# Eletric field, acceleration

1. Apr 30, 2015

### Zbud

1. The problem statement, all variables and given/known data
I dont have any statement, i have to find the problem statement from the answers
a) E = Q / [ Eo* (0.020 m)^2 ]
b) a = E (1.60*10-19 C)/(1.67*10^-27 kg) = 2.0 *10^12 m/s^2
R=0,020 m
q=1.60*10-19 C
m=1.67*10^-27 kg
2. Relevant equations
F=ma => a=qE/m
Gauss Law Integral of (E,ds)=Q/Eo
3. The attempt at a solution
So given E constant everywhere i can assume that E*(integral of ds)=Q/Eo, so if this was a sphere it would be
4piR^2*E=Q/Eo so its out, my equation must be something like E*R^2=Q/Eo , so my area should be a a square ?,
also E and the trajectory of my q must be parallel right ?
Any helpful hints are really appreciated ;d

2. May 1, 2015

### ehild

3. The attempt at a solution
So given E constant everywhere i can assume that E*(integral of ds)=Q/Eo, so if this was a sphere it would be
4piR^2*E=Q/Eo so its out, my equation must be something like E*R^2=Q/Eo , so my area should be a a square ?,
also E and the trajectory of my q must be parallel right ?
Any helpful hints are really appreciated ;d[/QUOTE]
You guess well, it might be the constant electric field of a a charged square-shaped plate, or rather the electric field between the plates of a planar capacitor with charge Q, where the plates of the capacitor are squares of sides 0.02 m.
The trajectory of the particle with charge q need not be parallel to E, but its acceleration has to be.
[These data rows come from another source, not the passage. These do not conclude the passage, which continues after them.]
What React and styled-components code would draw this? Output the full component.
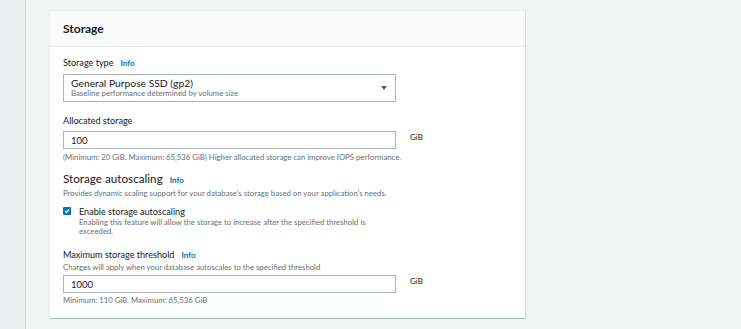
import React from "react";
import styled, { createGlobalStyle } from "styled-components";

const GlobalStyle = createGlobalStyle`
  body {
    margin: 0;
    background-color: #f2f3f3;
    font-family: Lato, "Open Sans", sans-serif;
    color: #16191f;
  }
`;

const Page = styled.div`
  display: flex;
  min-height: 329px;
`;

const SideStrip = styled.div`
  width: 25px;
  background-color: #eaeded;
  border-right: 1px solid #d5dbdb;
`;

const Main = styled.div`
  flex: 1;
  padding: 10px 0 0 23px;
`;

const Card = styled.div`
  width: 475px;
  background-color: white;
  border: 1px solid #eaeded;
  border-bottom: 1px solid #aab7b8;
  border-right: 1px solid #d5dbdb;
`;

const CardHeader = styled.div`
  display: flex;
  align-items: center;
  height: 35px;
  padding: 0 13px;
  background-color: #fafafa;
  border-bottom: 1px solid #eaeded;
  font-size: 12px;
  font-weight: 700;
`;

const CardBody = styled.div`
  display: flex;
  flex-direction: column;
  padding: 9px 13px 13px;
`;

const Field = styled.div`
  display: flex;
  flex-direction: column;
  margin-bottom: ${(props) => props.gap || 0}px;
`;

const Label = styled.div`
  display: flex;
  align-items: baseline;
  gap: 7px;
  font-size: 9.1px;
  line-height: 14px;
`;

const Heading = styled.div`
  display: flex;
  align-items: baseline;
  gap: 7px;
  font-size: 11.7px;
  line-height: 16px;
`;

const InfoLink = styled.span`
  color: #0073bb;
  font-weight: 700;
  font-size: 8px;
`;

const Hint = styled.div`
  color: #687078;
  font-size: 7.75px;
  line-height: ${(props) => props.lh || 10}px;
  margin-top: ${(props) => props.top || 0}px;
`;

const SelectBox = styled.div`
  display: flex;
  align-items: center;
  justify-content: space-between;
  width: 333px;
  height: 28px;
  margin-top: 4px;
  padding: 0 8px 0 7px;
  box-sizing: border-box;
  border: 1px solid #aab7b8;
`;

const SelectText = styled.div`
  display: flex;
  flex-direction: column;
`;

const SelectValue = styled.span`
  font-size: 10.3px;
  line-height: 11px;
`;

const SelectSub = styled.span`
  font-size: 7.8px;
  line-height: 9px;
  color: #687078;
`;

const Caret = styled.span`
  width: 0;
  height: 0;
  border-left: 3px solid transparent;
  border-right: 3px solid transparent;
  border-top: 4px solid #545b64;
`;

const InputRow = styled.div`
  display: flex;
  align-items: flex-start;
  gap: 14px;
  margin-top: ${(props) => props.top || 0}px;
`;

const TextInput = styled.div`
  display: flex;
  align-items: center;
  width: 333px;
  height: 18px;
  padding: 0 7px;
  box-sizing: border-box;
  border: 1px solid #aab7b8;
  font-size: 9.5px;
`;

const Unit = styled.span`
  font-size: 8px;
  line-height: 10px;
  margin-top: 1px;
`;

const CheckRow = styled.div`
  display: flex;
  gap: 8px;
  margin-top: 7px;
`;

const CheckBox = styled.span`
  display: flex;
  align-items: center;
  justify-content: center;
  flex-shrink: 0;
  width: 8px;
  height: 8px;
  margin-top: 2px;
  border-radius: 1px;
  background-color: #0073bb;
`;

const CheckText = styled.div`
  display: flex;
  flex-direction: column;
  width: 320px;
`;

const CheckLabel = styled.span`
  font-size: 9.1px;
  line-height: 13px;
`;

function App() {
  return (
    <>
      <GlobalStyle />
      <Page>
        <SideStrip />
        <Main>
          <Card>
            <CardHeader>Storage</CardHeader>
            <CardBody>
              <Field gap={12}>
                <Label>
                  Storage type <InfoLink>Info</InfoLink>
                </Label>
                <SelectBox>
                  <SelectText>
                    <SelectValue>General Purpose SSD (gp2)</SelectValue>
                    <SelectSub>Baseline performance determined by volume size</SelectSub>
                  </SelectText>
                  <Caret />
                </SelectBox>
              </Field>

              <Field gap={8}>
                <Label>Allocated storage</Label>
                <InputRow top={3}>
                  <TextInput>100</TextInput>
                  <Unit>GiB</Unit>
                </InputRow>
                <Hint top={3}>
                  (Minimum: 20 GiB. Maximum: 65,536 GiB) Higher allocated storage can
                  improve IOPS performance.
                </Hint>
              </Field>

              <Field gap={12}>
                <Heading>
                  Storage autoscaling <InfoLink>Info</InfoLink>
                </Heading>
                <Hint>
                  Provides dynamic scaling support for your database's storage based on
                  your application's needs.
                </Hint>
                <CheckRow>
                  <CheckBox>
                    <svg width="6" height="6" viewBox="0 0 6 6">
                      <path d="M1 3 L2.5 4.5 L5 1.5" fill="none" stroke="white" strokeWidth="1.2" />
                    </svg>
                  </CheckBox>
                  <CheckText>
                    <CheckLabel>Enable storage autoscaling</CheckLabel>
                    <Hint lh={9}>
                      Enabling this feature will allow the storage to increase after the
                      specified threshold is exceeded.
                    </Hint>
                  </CheckText>
                </CheckRow>
              </Field>

              <Field>
                <Label>
                  Maximum storage threshold <InfoLink>Info</InfoLink>
                </Label>
                <Hint>Charges will apply when your database autoscales to the specified threshold</Hint>
                <InputRow top={3}>
                  <TextInput>1000</TextInput>
                  <Unit>GiB</Unit>
                </InputRow>
                <Hint top={2}>Minimum: 110 GiB. Maximum: 65,536 GiB</Hint>
              </Field>
            </CardBody>
          </Card>
        </Main>
      </Page>
    </>
  );
}

export default App;
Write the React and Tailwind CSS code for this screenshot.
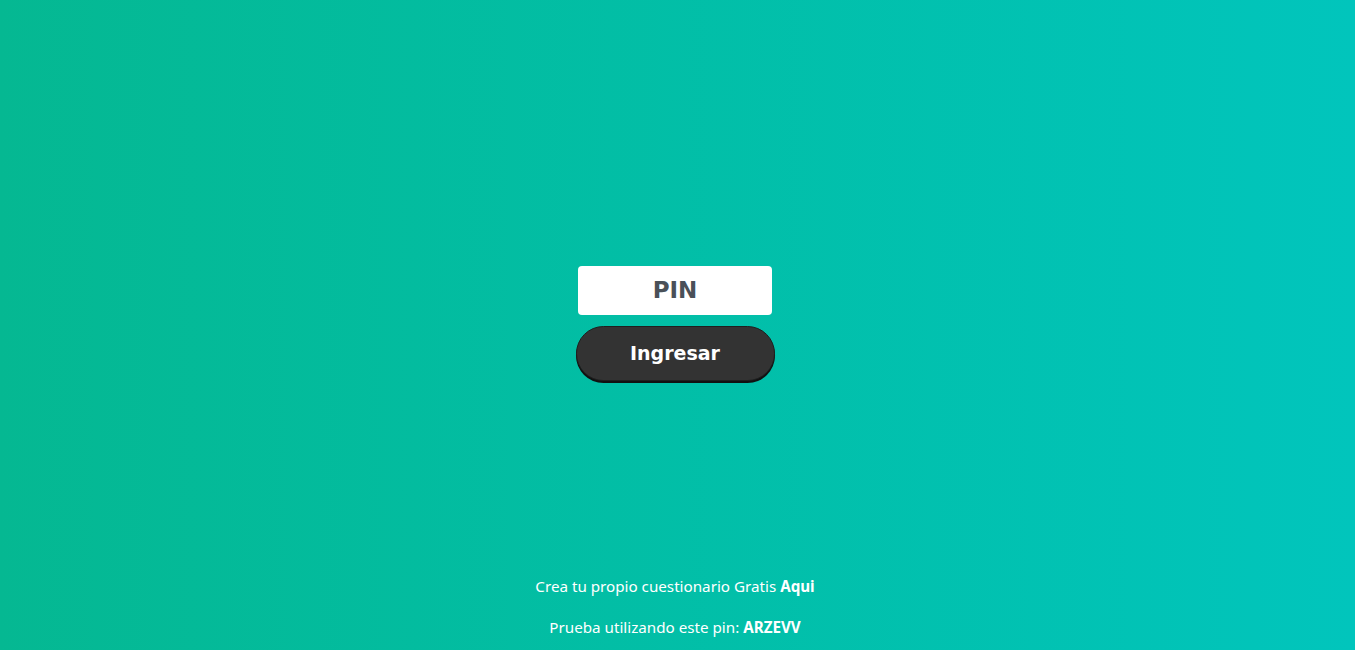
export default function App() {
  return (
    <div className="h-[650px] w-full flex flex-col pr-[5px] bg-gradient-to-r from-[#05b892] to-[#01c5bc]">
      <div className="flex-1 flex flex-col items-center justify-center pt-[72px]">
        <input
          type="text"
          placeholder="PIN"
          className="w-[194px] h-[49px] bg-white rounded-[4px] text-center text-[23px] font-bold text-[#4a5058] placeholder:text-[#4a5058] outline-none"
          style={{ fontFamily: '"DejaVu Sans", sans-serif' }}
        />
        <button
          className="mt-[11px] w-[199px] h-[55px] rounded-full bg-[#333333] border border-[#1f1f1f] shadow-[0_2px_0_#111] text-white text-[19px] font-bold"
          style={{ fontFamily: '"DejaVu Sans", sans-serif' }}
        >
          Ingresar
        </button>
      </div>
      <footer
        className="flex flex-col items-center text-white text-[15.2px] leading-[24px] pb-[11px]"
        style={{ fontFamily: '"Noto Sans", sans-serif' }}
      >
        <p className="mb-[17px]">
          Crea tu propio cuestionario Gratis <b>Aqui</b>
        </p>
        <p>
          Prueba utilizando este pin: <b>ARZEVV</b>
        </p>
      </footer>
    </div>
  );
}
What do you think the particle is?

3. May 1, 2015

### Zbud

Given its mass and charge it must be certainly a proton, i have been thinking about the capacitor but truly as we have not talked about it once during the lectures so I wasnt keen on that idea,I'm grateful for your insight into this unusual problem

4. May 1, 2015

### ehild

That is correct, it must be a proton. Well done!
In case of single charged plate, the electric field is Q/(2Aε0), but it is Q/(Aε0) in case of a capacitor.